Zeman Wants Babis PM No Matter The Cost

Andrej Babis Milos Zeman

Bratislava, June 7 (CTK) – Czech President Milos Zeman has decided that Andrej Babis, the leader of ANO, will be at the head of the Czech government and he will not stop insisting on this, the Slovak Pravda writes today.

 

The support by the Communists, Zeman himself ruled out when he headed the Czech Social Democrats (CSSD) himself, is no longer a problem, Pravda writes.

 

On Wednesday, Zeman named Babis the Czech prime minister for the second time. Now he is conducting talks with the Social Democrats on a new government that is to be backed by the Communists.

 

The daily Sme writes that it is Zeman who is dictating the conditions.

 

“Zeman wants to leave behind him a political scene in which nothing will be as before,” Sme writes.

 

“This plan seems to have better chances of succeeding than Babis’s eloquent promises of an efficient, but still welfare state, controlled in a managerial way. All ANO has achieved is its ‘cleansing’ of the civil service from the people he disliked,” it adds.

 

Zeman does not need any results from Babis since Babis himself is a result for the head of state.

 

Pravda writes that the people who had a strong case to be afraid of new elections eventually agreed with the cooperation with ANO.

 

“Exactly like expected by Zeman who was persistently, again and again, sending Babis to the ring to gain the upper hand.
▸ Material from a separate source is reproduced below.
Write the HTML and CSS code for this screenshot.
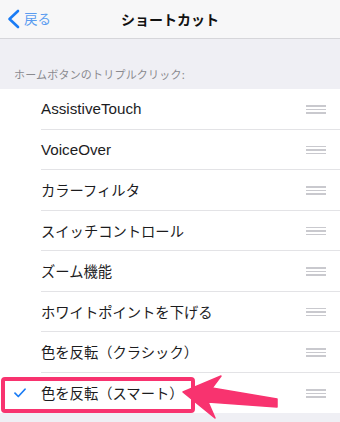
FILE: index.html
```html
<!DOCTYPE html>
<html lang="ja">
<head>
<meta charset="utf-8">
<title>ショートカット</title>
<link rel="stylesheet" href="styles.css">
</head>
<body>
<div class="page">
  <header class="nav">
    <div class="nav-left">
      <span class="back">
        <svg class="chev" width="14" height="20" viewBox="0 0 14 20"><path d="M12 2 L3.5 10 L12 18" fill="none" stroke="#1a7cf5" stroke-width="2.6" stroke-linecap="round" stroke-linejoin="round"/></svg>
        <span class="back-text">戻る</span>
      </span>
    </div>
    <div class="nav-title">ショートカット</div>
    <div class="nav-right"></div>
  </header>

  <div class="section-head">ホームボタンのトリプルクリック:</div>

  <ul class="list">
    <li class="row"><span class="check"></span><span class="inner"><span class="label">AssistiveTouch</span><span class="handle"><i></i><i></i><i></i></span></span></li>
    <li class="row"><span class="check"></span><span class="inner"><span class="label">VoiceOver</span><span class="handle"><i></i><i></i><i></i></span></span></li>
    <li class="row"><span class="check"></span><span class="inner"><span class="label ja">カラーフィルタ</span><span class="handle"><i></i><i></i><i></i></span></span></li>
    <li class="row"><span class="check"></span><span class="inner"><span class="label ja">スイッチコントロール</span><span class="handle"><i></i><i></i><i></i></span></span></li>
    <li class="row"><span class="check"></span><span class="inner"><span class="label ja">ズーム機能</span><span class="handle"><i></i><i></i><i></i></span></span></li>
    <li class="row"><span class="check"></span><span class="inner"><span class="label ja">ホワイトポイントを下げる</span><span class="handle"><i></i><i></i><i></i></span></span></li>
    <li class="row"><span class="check"></span><span class="inner"><span class="label ja">色を反転（クラシック）</span><span class="handle"><i></i><i></i><i></i></span></span></li>
    <li class="row last"><span class="check"><svg width="12" height="10" viewBox="0 0 12 10"><path d="M1 5.2 L4.3 8.5 L11 1.2" fill="none" stroke="#1a7cf5" stroke-width="1.7" stroke-linecap="round" stroke-linejoin="round"/></svg></span><span class="inner"><span class="label ja">色を反転（スマート）</span><span class="handle"><i></i><i></i><i></i></span></span></li>
  </ul>

  <div class="mark-box"></div>
  <svg class="mark-arrow" width="340" height="422" viewBox="0 0 340 422"><polygon points="183,392 221,376 212,388 277,399 277,407 208,402 215,418" fill="#f8336f" stroke="#f8336f" stroke-width="1.5" stroke-linejoin="round"/></svg>
</div>
</body>
</html>
```

FILE: styles.css
```css
* { box-sizing: border-box; }
html, body { margin: 0; padding: 0; }
body {
  width: 340px;
  height: 422px;
  overflow: hidden;
  background: #efeff4;
  font-family: "Liberation Sans", "Noto Sans CJK JP", sans-serif;
  color: #1c1c1e;
}
.page {
  position: relative;
  width: 340px;
  height: 422px;
}
.nav {
  height: 39px;
  background: #f7f7f8;
  border-bottom: 1px solid #d6d6da;
  display: grid;
  grid-template-columns: 1fr auto 1fr;
  align-items: center;
}
.nav-left { display: flex; align-items: center; padding-left: 6px; }
.back { display: flex; align-items: center; gap: 4px; }
.chev { display: block; }
.back-text {
  font-family: "Noto Sans CJK JP", sans-serif;
  font-size: 13.5px;
  color: #5a9cf0;
  line-height: 1;
}
.nav-title {
  font-family: "Noto Sans CJK JP", sans-serif;
  font-size: 14px;
  font-weight: 700;
  color: #111;
}
.section-head {
  height: 50px;
  display: flex;
  align-items: flex-end;
  padding: 0 14px 7px;
  font-family: "Noto Sans CJK JP", sans-serif;
  font-size: 11px;
  letter-spacing: 0.2px;
  color: #8a8a8f;
}
.list {
  list-style: none;
  margin: 0;
  padding: 0;
  background: #fff;
}
.row {
  display: flex;
  height: 40.5px;
  padding-left: 14px;
}
.check {
  width: 27px;
  display: flex;
  align-items: center;
}
.inner {
  flex: 1;
  display: flex;
  align-items: center;
  justify-content: space-between;
  border-bottom: 1px solid #e3e3e6;
  padding-right: 14px;
}
.row.last .inner { border-bottom: none; }
.label {
  font-size: 15.2px;
  color: #1c1c1e;
}
.label.ja {
  font-family: "Noto Sans CJK JP", sans-serif;
  font-size: 14.3px;
}
.handle {
  width: 20px;
  display: flex;
  flex-direction: column;
  gap: 2px;
  margin-top: 1px;
}
.handle i {
  display: block;
  height: 1.5px;
  background: #c9c9ce;
}
.mark-box {
  position: absolute;
  left: 1px;
  top: 377px;
  width: 194px;
  height: 36px;
  border: 4px solid #f8336f;
  border-radius: 4px;
}
.mark-arrow {
  position: absolute;
  left: 0;
  top: 0;
  pointer-events: none;
}
```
Babis, named by Zeman again as the prime minister, will evidently be ruling along with the diminishing CSSD and with support by the Communists who were almost as routed as the Social Democrats [in the October 2017 general elections],” Sme writes.

 

Sme stresses that Zeman named Babis as the prime minister even before the end of the Social Democrat referendum on whether the party should join the government.

 

“While the Social Democrats are making the decision on whether to go to the government along with Babis, Zeman has sent them the message that they do not decide on the prime minister,” Sme writes.

 

One can only with difficulties guess the outcome of the referendum because the party is split over the issue, it adds.